Deming’s 14 Points Revisited: Part 6

deming-cycleThis post picks up on Parts 1, 2, 3, 4and 5 and examines the fifth of Deming’s 14 Management Points, which urges:

Improve constantly and forever the system of production and service, to improve quality and productivity, and thus constantly decrease costs”

Continuous Improvement Takes Hold…

Deming’s fifth point was at the heart of his teachings – the whole idea of continuous improvement.  Again, we see the idea of “constantly” (from his first point, Constancy of purpose), this time augmented for emphasis with the “and forever.”  Note, he refers to the “system of production and service.”  Ever the engineer at heart, Deming saw things through the lens of systems thinking, with its loops of causes and effects.  “To improve quality and productivity”.  Deming always presented these two sides of the coin – quality leads to productivity.  And for emphasis, in case management missed the point, he calls out, “thus to constantly decrease costs.”

This continuous improvement concept was fully embraced by post-war Japan thanks to Deming’s lectures and teachings with remarkable results.  In fact, the impact on Japanese manufacturing and business success was so great, that the US and Europe began to take notice in the 80′s and 90′s.  In the US, the Malcolm Baldrige Award drove many companies to implement Total Quality Management programs to great effect as company names such as Corning, Motorola, Milliken became virtually synonymous with quality and business success.

Continuous Improvement Takes a Back Seat!

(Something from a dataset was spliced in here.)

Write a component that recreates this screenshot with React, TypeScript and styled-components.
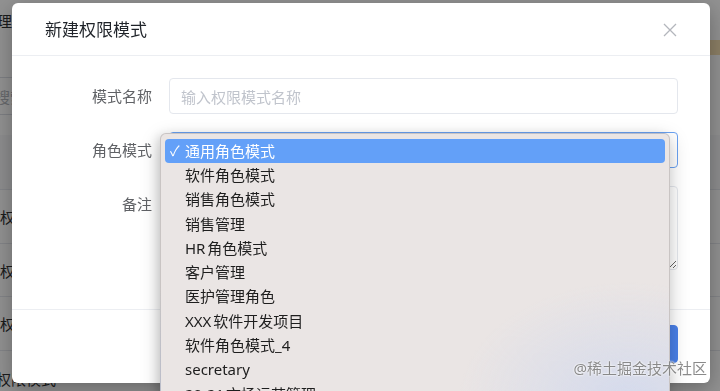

In the 1990′s, the late Michael Hammer, with Jim Champy, published Reengineering The Corporation: A Manifesto for Business Revolution.  The ideas in this book caught the American leadership imagination.  It was more fun to tear down and start over, with the promise of quick, dramatic returns, than to go through the slower, more incremental improvement path.  Just as TQM was really taking hold, the reengineering consultants moved in.  Please don’t get me wrong – lots of great things came out of business process reengineering, but I regret that the disciplines associated with continuous improvement got brushed aside in the process.  The good news is that continuous improvement is gradually finding its way back into the lexicon of management methods, often in the guise of 6 Sigma and related quality improvement methods.

Do you have a culture of continuous quality improvement in your IT organization?  If not, why not?  What can you do to make a difference?